Find the coordinates of the circumcenter of triangle DEF with D(5,-1), E(-1,3), F(3,-1).
To find the circumcenter of triangle DEF, we need to find the point that is equidistant from each of the three vertices.
Let's first find the slopes of the perpendicular bisectors of two sides of the triangle: EF and DF.
The midpoint of EF can be found by taking the average of the x-coordinates and the average of the y-coordinates:
Midpoint of EF: ([(3+(-1))/2], [(-1+3)/2]) = (1,1)
The slope of EF is:
mEF = (3-(-1))/(-1-3) = 4/(-4) = -1
The slope of a perpendicular bisector is the negative reciprocal of the slope of the line it is perpendicular to.
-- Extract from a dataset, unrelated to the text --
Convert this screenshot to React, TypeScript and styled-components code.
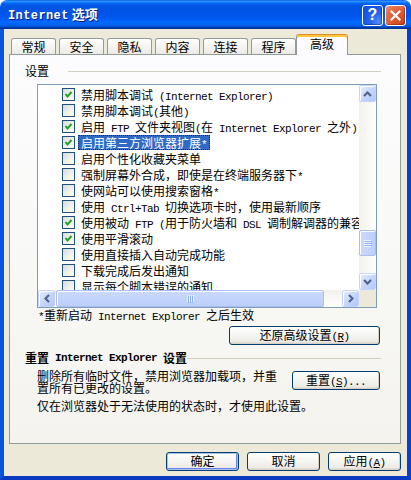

So, the slope of the perpendicular bisector of EF is 1.
Using the midpoint (1,1) and the slope 1, we can find the equation of the perpendicular bisector of EF:
y - 1 = 1(x - 1)
y - 1 = x - 1
y = x
Now, let's find the midpoint of DF:
Midpoint of DF: ([(3+5)/2], [(-1+(-1))/2]) = (4, -1)
The slope of DF is:
mDF = (-1-(-1))/(5-3) = 0
The slope of a perpendicular bisector is the negative reciprocal of the slope of the line it is perpendicular to. So, the slope of the perpendicular bisector of DF is undefined.
Since the slope is undefined, the equation of the perpendicular bisector of DF is a vertical line passing through the midpoint (4, -1). So, the equation is x = 4.
Now, we have two equations: y = x (from the perpendicular bisector of EF) and x = 4 (from the perpendicular bisector of DF).
To find the circumcenter of DEF, we need to find the point where these two lines intersect. Solving the system of equations, we have:
x = 4
y = 4
So, the circumcenter of triangle DEF is (4, 4).